So yes. You have found people that you can call experts. They give answers that disagree with some standard experts. You obviously don't know enough to choose based on your knowledge, and have decided that you aren't interested in learning for yourself. Nor do you wish to listen to advice from people you know who have put out the energy.
Wonderful.
You are studying business administration? Let me guess, you are hoping to go into management, and possibly become a PHB? Well you seem to already have the mindset down...
Wrong, I am interested in learning for myself, I just do not have the time or the money to do so. My time is being used to learn something that can benefit my career. Also the people who put out the energy to give advice, how can I tell if they are wrong or not? Using your previous argument about experts, of course.
Complicating affairs is the common practice of "shopping for the right expert". You go to one expert, and don't get an answer that you like. You go to another expert, and get another answer that you don't like. Eventually you find an expert that gives the answer that you wanted.

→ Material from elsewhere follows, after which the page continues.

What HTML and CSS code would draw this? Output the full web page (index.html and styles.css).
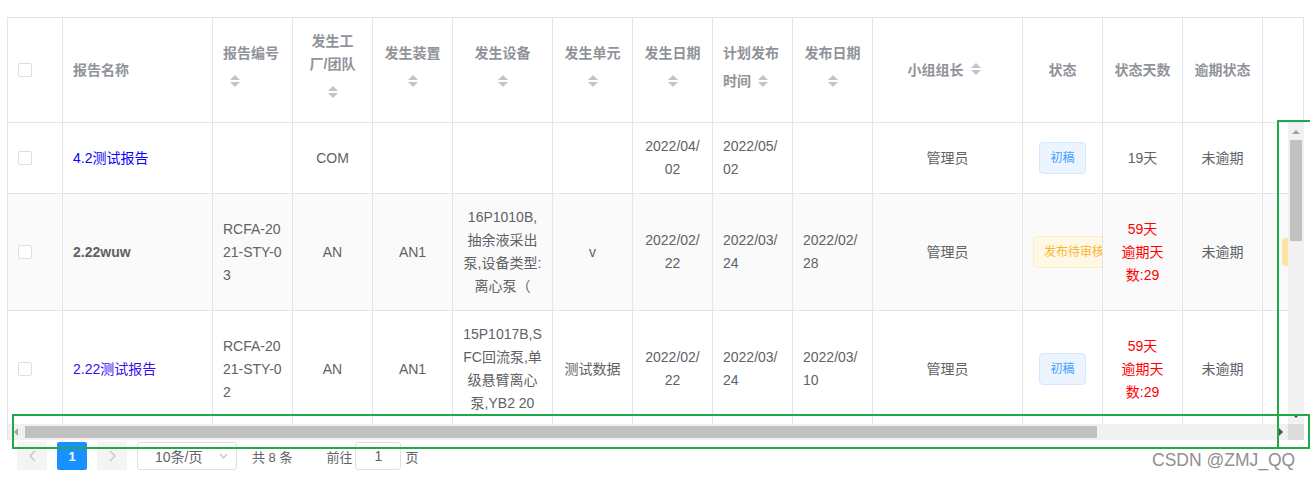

Can you trust that answer though? This is how Enron selected auditors. This is how drug addicts find doctors who will prescribe whatever they want. This is how PHBs find consultants who will prescribe whatever direction the PHB wants.
About Enron, we studied it in class. President says to VP, there is $25M in it for you if you balance our books in the black. Reward without the risk almost always leads to fraud. VP tells his people what to do to balance the books, takes the $25M and retires to a small island somewhere. President and other executives find out about it, but cover it up and hopes that nobody else finds out about it. That was their mistake, not correcting the problem before it got out of hand.
Through common sense and guessing, I was able to suspect that the car did not need a new carborator and distributor cap. That Mechanic #1 may be trying to sell me something I did not need in order to earn more money from me. If I paid the money and took the old parts to 10 different mechanics who all tell me that the parts are still good, then there is a very good chance that Mechanic #1 ripped me off. What are the odds that Mechanic #2 is ripping me off? I am not being told I need to buy something extra, and the opinion seems to be to be of value. What would you do in such a situation? Would you side with Mechanic #1 or Mechanic #2, and why? How did you reach that conclusion? Remember, you are not an automotive expert and have to base your decision on what these two experts say.
Often a Manager has to make decisions based on opinions of others. In Classical Management this is true. Too bad I am not learning Classical Management, I am learning Organizational Management. In OM, we empower the employees to make decisions that affect their workplace. So an employee that works in a team of experts will make the decision based on their own certified opinions, the more diverse the team, the better the choices will be to choose from. If I had to choose between ID and Evolution, I would have a team made up of ID Scientists and Evolution Scientists and have them reach a decsion for me using empowerment. This new style of management will hopefully eliminate the PHB with servant leadership and stewardship.